When you love everyone but yourself

lisainmirrorI heard the ugliness leap out of my own mouth, pulled up just shy of the stove and listened to the words echoing back at me, reverberating off the Tuscan-painted tiles on the backsplash. “Lisa, you are so stupid!”

I didn’t even flinch. I wasn’t surprised by it, partly because I’ve heard it my whole life (mostly in my own voice) and partly because I’ve accepted it as truth.

It was nothing heinous I had done. It usually isn’t. It’s things like today when I had to remake the grilled cheese sandwich three times because I kept getting distracted and burning one side. Who does that—three times in one lunch? Apparently I do, and my auto-responder is primed to give me heck for it.

As I stood there today buttering yet another slice of potato bread, I found myself wondering why I talk to myself the way I do. It occurred to me that I’m not really consciously hating on myself—the wide-eyed woman I see when I look into the mirror—but rather that I am habitually spewing negative self-talk that I’ve simply gotten used to uttering. I don’t even know it’s coming out until I hear it.

I don’t know about you, but that is a feature of auto-pilot I don’t much like.

I got to thinking after a little introspection that I don’t genuinely dislike me—certainly not enough to purposely want to shoot such hate-filled bullets at myself. But I’ve discovered there’s an all but invisible bull’s-eye I painted on my forehead somewhere along the line in my childhood, and out of mere habit I keep catching myself firing off without even a ready-aim.

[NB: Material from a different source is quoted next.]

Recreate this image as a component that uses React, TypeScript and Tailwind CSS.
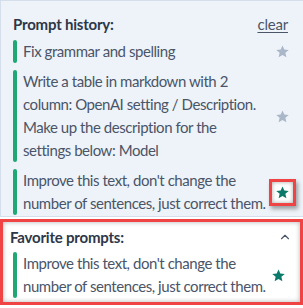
import { ChevronUp } from "lucide-react";

type Prompt = { id: number; text: string; fav: boolean };

const history: Prompt[] = [
  { id: 1, text: "Fix grammar and spelling", fav: false },
  {
    id: 2,
    text: "Write a table in markdown with 2\ncolumn: OpenAI setting / Description.\nMake up the description for the\nsettings below: Model",
    fav: false,
  },
  {
    id: 3,
    text: "Improve this text, don't change the\nnumber of sentences, just correct them.",
    fav: true,
  },
];

function Star({ active }: { active: boolean }) {
  return (
    <svg viewBox="0 0 24 24" className="h-[15px] w-[15px]" fill={active ? "#0b7a6a" : "#a9b7c9"}>
      <path d="M12 2.2l2.9 6.6 7.1.6-5.4 4.7 1.6 7-6.2-3.7-6.2 3.7 1.6-7L2 9.4l7.1-.6z" />
    </svg>
  );
}

function PromptRow({ prompt, highlight }: { prompt: Prompt; highlight?: boolean }) {
  return (
    <div className="flex items-center">
      <div className="flex min-w-0 flex-1 items-stretch">
        <div className="w-[4px] shrink-0 rounded-full bg-[#1fa874]" />
        <p className="whitespace-pre pl-[6px] text-[15px] leading-[23px] tracking-[-0.45px] text-[#4a5568]">
          {prompt.text}
        </p>
      </div>
      {highlight ? (
        <div className="flex h-[27px] w-[27px] shrink-0 items-center justify-center border-[3px] border-[#f04444] bg-white shadow-[inset_0_0_4px_rgba(0,0,0,0.35),2px_3px_4px_rgba(0,0,0,0.35)]">
          <Star active={prompt.fav} />
        </div>
      ) : (
        <div className="flex w-[27px] shrink-0 justify-center">
          <Star active={prompt.fav} />
        </div>
      )}
    </div>
  );
}

export default function App() {
  return (
    <div className="h-[308px] w-[303px] overflow-hidden bg-white font-['Lato',sans-serif]">
      <div className="h-[217px] border-b border-l border-t border-[#d5dfeb] bg-[#eef3f9] pl-[12px] pr-[7px] pt-[12px]">
        <div className="flex h-[22px] items-center justify-between pr-[8px]">
          <h2 className="text-[15px] font-bold tracking-[-0.2px] text-[#2d3748]">Prompt history:</h2>
          <button className="text-[15px] tracking-[-0.2px] text-[#4a5568] underline underline-offset-2">clear</button>
        </div>
        <div className="mt-[5px] flex flex-col gap-[7px]">
          {history.map((p) => (
            <PromptRow key={p.id} prompt={p} highlight={p.id === 3} />
          ))}
        </div>
      </div>
      <div className="mt-[2px] h-[86px] border-[3px] border-[#f04444] bg-white px-[7px] pt-[4px] shadow-[inset_0_0_5px_rgba(0,0,0,0.3)]">
        <div className="flex h-[22px] items-center justify-between">
          <h2 className="text-[15px] font-bold tracking-[-0.2px] text-[#2d3748]">Favorite prompts:</h2>
          <ChevronUp className="mr-[1px] h-[14px] w-[14px] text-[#4a5568]" strokeWidth={2} />
        </div>
        <div className="mt-[4px] pl-[3px] pr-[1px]">
          <PromptRow prompt={history[2]} />
        </div>
      </div>
    </div>
  );
}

I wouldn’t dream of speaking to anyone else like that, so why is it so easy to turn it inward?

I’ve wondered most of my life at the fact that I rarely take anyone else to task for a mistake or misstep, yet there seems to be a fair number of people ready to jump on me for mine. Maybe my self-inflicted attacks are just my way of saving them the trouble. I’ve never considered that until this moment. When did I sign up to be a member of my own self-aimed brute squad?

And now I’m wondering, if I don’t stop bullying me, how will anyone else be deterred? If the woman in the mirror can’t count on me to stand up for her, what hope is there that anyone else will value who I am and what I have to offer the world?

And now I ask you, sweet friend—as you face the mirror, stone in hand, ready to throw—to join me in letting the Prince of Peace steady our hands and trace our real worth into the sand.

Because while sand and sandwiches matter, the Artist who painted beauty and value and abundance into the backsplash of our lives loves us so much more.